トップがそうであれば、矛盾の嵐のなかで現実の絵を描くのは担当者である。
多くの場合、現実はやるせなく受け入れがたい。
このとき現実を快く思わない者たちの攻撃の矛先は担当者に向けられる。
わがあるじはハキと物を言わぬ人にて
家康のことだ。
かれ特有の韜晦は、天然ではなく演じたものではないかと思われる。
家康はこの切所を乗り切るために、数正を切ってでも韜晦しなけらばならなかったのだろう。
数正は家康の身代わりだったのかもしれない。
大河ドラマ『どうする家康』の石川数正(演:松重豊)シネマトゥデイウェブサイトより
また、家康は信長亡き後、手薄になった織田領の甲州を手に入れるために、本多某に〝ハキとしない指示〟を与えて甲州に送り込み、某が殺されることによって略取に成功している。

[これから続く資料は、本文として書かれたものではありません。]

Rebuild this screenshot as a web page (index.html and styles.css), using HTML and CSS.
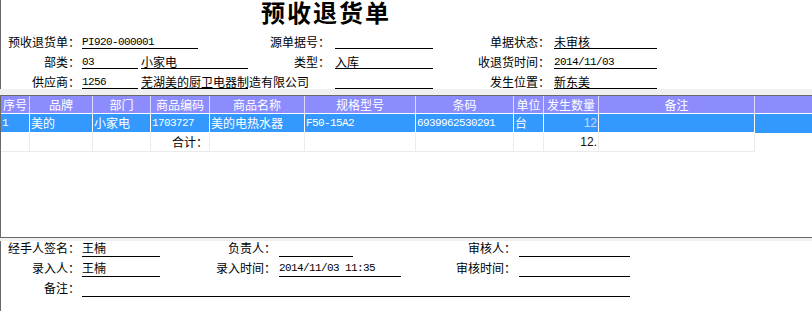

こうした家康の個人的な性格が、いまの私たちの民族性を作ったと司馬氏はいう。
信長や秀吉の時代に芽生えた民族性が、家康によって、奇形化され矮小化された。
家康によって世界の普遍性(グローバリズム?)から遠ざかってしまった。
『覇王の家』と名づけながら、家康は覇王にふさわしい爽快さと残虐さを少しも持っていなかった。
そう言うのだ。
少なくとも司馬氏はどちらかというと秀吉好きの家康嫌いという印象が私にはあるが、見当違いだろうか。
NHK Eテレ『100分で名著』がどのように『覇王の家』の家康を読み解くのかはこの時点ではわからない。
いまの私たちのなかに家康のなんらかの残滓が知らずのうちに沈澱しているのだろうか。
番組を見ても見なくても、読んでいただきたいし、読んだ方は読み返していただきたい一冊である。